Work to be completed ::
Every line of the material is to be quoted verbatim, minus the pictures.

* Start Information supplied *

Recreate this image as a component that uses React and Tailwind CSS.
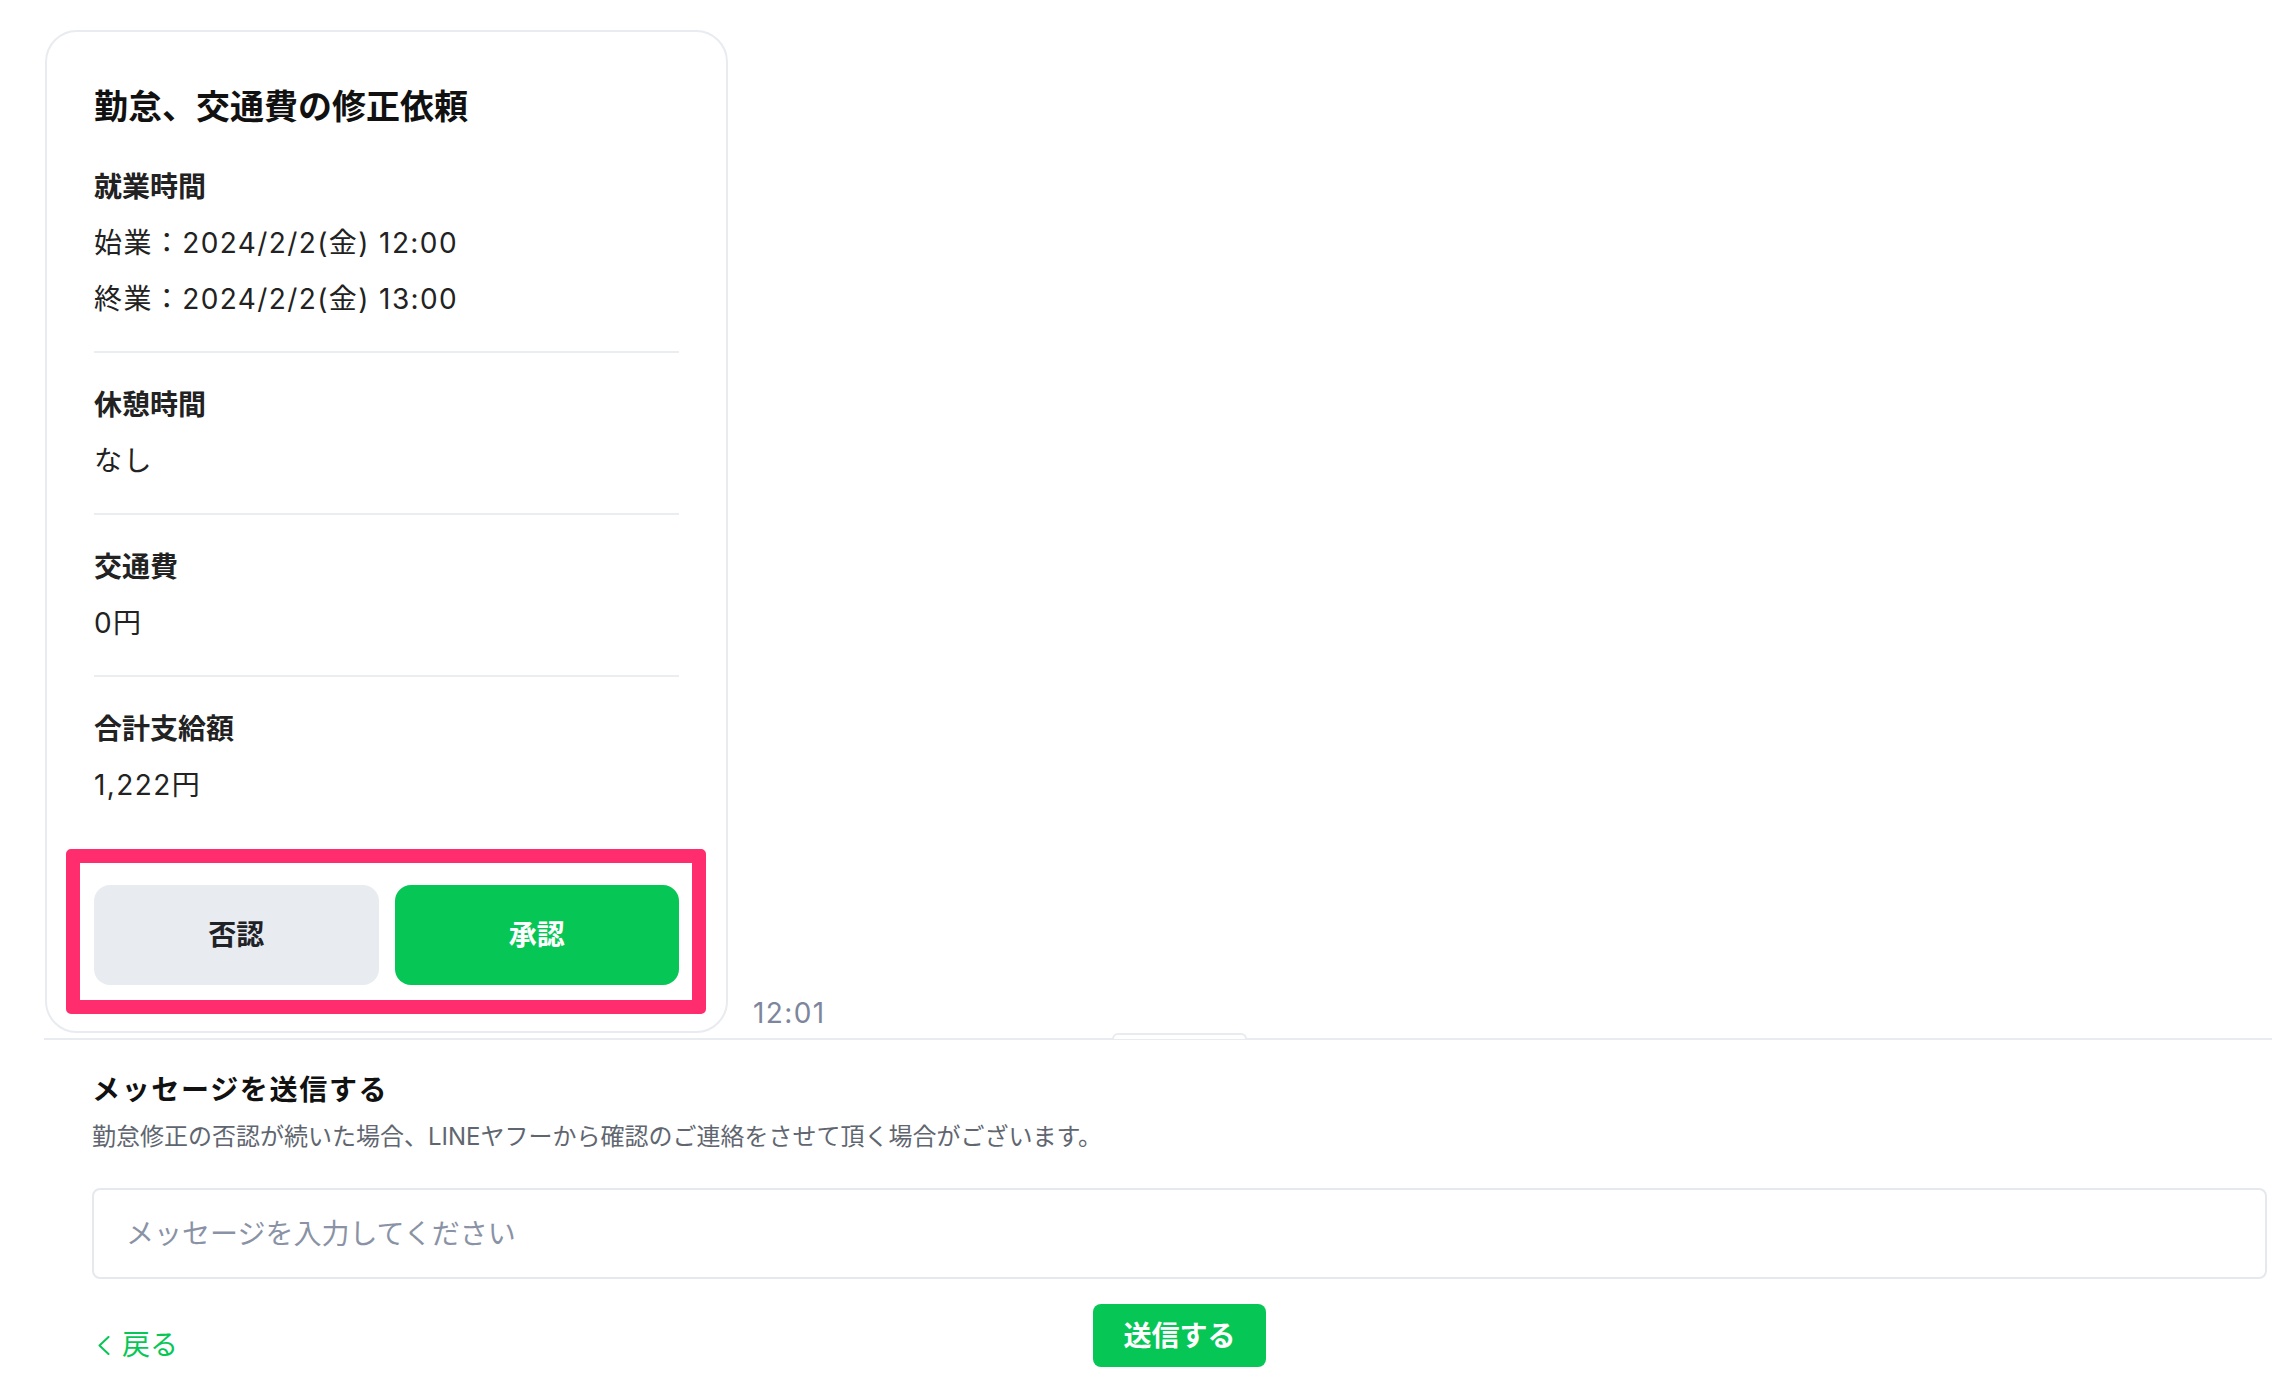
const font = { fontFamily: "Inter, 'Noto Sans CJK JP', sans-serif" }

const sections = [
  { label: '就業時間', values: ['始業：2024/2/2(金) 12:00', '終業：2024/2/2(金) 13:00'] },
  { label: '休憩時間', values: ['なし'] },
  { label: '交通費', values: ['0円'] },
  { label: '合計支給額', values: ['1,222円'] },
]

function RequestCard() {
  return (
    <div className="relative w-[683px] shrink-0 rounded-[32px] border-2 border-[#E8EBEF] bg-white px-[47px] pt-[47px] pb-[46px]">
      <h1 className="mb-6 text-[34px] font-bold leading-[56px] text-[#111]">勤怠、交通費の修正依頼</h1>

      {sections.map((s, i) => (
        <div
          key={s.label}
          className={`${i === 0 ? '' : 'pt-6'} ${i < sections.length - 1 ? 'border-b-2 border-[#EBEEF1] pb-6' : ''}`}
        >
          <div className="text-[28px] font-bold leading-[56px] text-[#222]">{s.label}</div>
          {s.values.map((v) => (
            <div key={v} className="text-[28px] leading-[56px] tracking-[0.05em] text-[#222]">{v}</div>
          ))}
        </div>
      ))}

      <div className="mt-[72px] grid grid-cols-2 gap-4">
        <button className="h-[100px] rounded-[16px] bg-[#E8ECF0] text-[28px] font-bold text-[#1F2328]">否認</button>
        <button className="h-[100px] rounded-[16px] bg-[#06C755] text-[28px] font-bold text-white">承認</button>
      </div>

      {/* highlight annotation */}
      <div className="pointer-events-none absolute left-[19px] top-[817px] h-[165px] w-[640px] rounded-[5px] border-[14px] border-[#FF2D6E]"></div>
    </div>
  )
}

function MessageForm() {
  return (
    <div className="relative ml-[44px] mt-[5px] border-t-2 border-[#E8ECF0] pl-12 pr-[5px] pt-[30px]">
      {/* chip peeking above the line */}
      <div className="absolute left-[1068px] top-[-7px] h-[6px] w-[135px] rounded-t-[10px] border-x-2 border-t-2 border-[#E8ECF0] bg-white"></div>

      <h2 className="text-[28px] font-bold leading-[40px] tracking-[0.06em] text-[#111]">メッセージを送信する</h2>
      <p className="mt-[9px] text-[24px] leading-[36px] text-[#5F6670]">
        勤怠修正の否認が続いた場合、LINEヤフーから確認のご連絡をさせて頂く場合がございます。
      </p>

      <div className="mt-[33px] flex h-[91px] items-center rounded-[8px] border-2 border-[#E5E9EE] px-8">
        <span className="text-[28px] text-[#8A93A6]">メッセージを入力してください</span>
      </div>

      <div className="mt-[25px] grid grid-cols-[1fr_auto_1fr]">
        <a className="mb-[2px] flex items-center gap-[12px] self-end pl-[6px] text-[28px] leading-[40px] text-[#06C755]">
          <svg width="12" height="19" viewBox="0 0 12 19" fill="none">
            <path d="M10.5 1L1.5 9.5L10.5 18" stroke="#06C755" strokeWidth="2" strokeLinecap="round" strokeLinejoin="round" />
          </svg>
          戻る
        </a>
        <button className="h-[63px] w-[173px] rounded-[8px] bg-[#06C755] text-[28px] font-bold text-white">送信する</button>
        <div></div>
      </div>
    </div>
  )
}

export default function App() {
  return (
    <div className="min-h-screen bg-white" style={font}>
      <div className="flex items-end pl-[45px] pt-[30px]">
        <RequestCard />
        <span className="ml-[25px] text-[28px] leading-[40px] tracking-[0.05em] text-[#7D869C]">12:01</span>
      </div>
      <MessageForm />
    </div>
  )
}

* End Information supplied *

Reply to the exercise ::
Recreate this image as a component that uses React and Tailwind CSS.
const font = { fontFamily: "Inter, 'Noto Sans CJK JP', sans-serif" }

const sections = [
  { label: '就業時間', values: ['始業：2024/2/2(金) 12:00', '終業：2024/2/2(金) 13:00'] },
  { label: '休憩時間', values: ['なし'] },
  { label: '交通費', values: ['0円'] },
  { label: '合計支給額', values: ['1,222円'] },
]

function RequestCard() {
  return (
    <div className="relative w-[683px] shrink-0 rounded-[32px] border-2 border-[#E8EBEF] bg-white px-[47px] pt-[47px] pb-[46px]">
      <h1 className="mb-6 text-[34px] font-bold leading-[56px] text-[#111]">勤怠、交通費の修正依頼</h1>

      {sections.map((s, i) => (
        <div
          key={s.label}
          className={`${i === 0 ? '' : 'pt-6'} ${i < sections.length - 1 ? 'border-b-2 border-[#EBEEF1] pb-6' : ''}`}
        >
          <div className="text-[28px] font-bold leading-[56px] text-[#222]">{s.label}</div>
          {s.values.map((v) => (
            <div key={v} className="text-[28px] leading-[56px] tracking-[0.05em] text-[#222]">{v}</div>
          ))}
        </div>
      ))}

      <div className="mt-[72px] grid grid-cols-2 gap-4">
        <button className="h-[100px] rounded-[16px] bg-[#E8ECF0] text-[28px] font-bold text-[#1F2328]">否認</button>
        <button className="h-[100px] rounded-[16px] bg-[#06C755] text-[28px] font-bold text-white">承認</button>
      </div>

      {/* highlight annotation */}
      <div className="pointer-events-none absolute left-[19px] top-[817px] h-[165px] w-[640px] rounded-[5px] border-[14px] border-[#FF2D6E]"></div>
    </div>
  )
}

function MessageForm() {
  return (
    <div className="relative ml-[44px] mt-[5px] border-t-2 border-[#E8ECF0] pl-12 pr-[5px] pt-[30px]">
      {/* chip peeking above the line */}
      <div className="absolute left-[1068px] top-[-7px] h-[6px] w-[135px] rounded-t-[10px] border-x-2 border-t-2 border-[#E8ECF0] bg-white"></div>

      <h2 className="text-[28px] font-bold leading-[40px] tracking-[0.06em] text-[#111]">メッセージを送信する</h2>
      <p className="mt-[9px] text-[24px] leading-[36px] text-[#5F6670]">
        勤怠修正の否認が続いた場合、LINEヤフーから確認のご連絡をさせて頂く場合がございます。
      </p>

      <div className="mt-[33px] flex h-[91px] items-center rounded-[8px] border-2 border-[#E5E9EE] px-8">
        <span className="text-[28px] text-[#8A93A6]">メッセージを入力してください</span>
      </div>

      <div className="mt-[25px] grid grid-cols-[1fr_auto_1fr]">
        <a className="mb-[2px] flex items-center gap-[12px] self-end pl-[6px] text-[28px] leading-[40px] text-[#06C755]">
          <svg width="12" height="19" viewBox="0 0 12 19" fill="none">
            <path d="M10.5 1L1.5 9.5L10.5 18" stroke="#06C755" strokeWidth="2" strokeLinecap="round" strokeLinejoin="round" />
          </svg>
          戻る
        </a>
        <button className="h-[63px] w-[173px] rounded-[8px] bg-[#06C755] text-[28px] font-bold text-white">送信する</button>
        <div></div>
      </div>
    </div>
  )
}

export default function App() {
  return (
    <div className="min-h-screen bg-white" style={font}>
      <div className="flex items-end pl-[45px] pt-[30px]">
        <RequestCard />
        <span className="ml-[25px] text-[28px] leading-[40px] tracking-[0.05em] text-[#7D869C]">12:01</span>
      </div>
      <MessageForm />
    </div>
  )
}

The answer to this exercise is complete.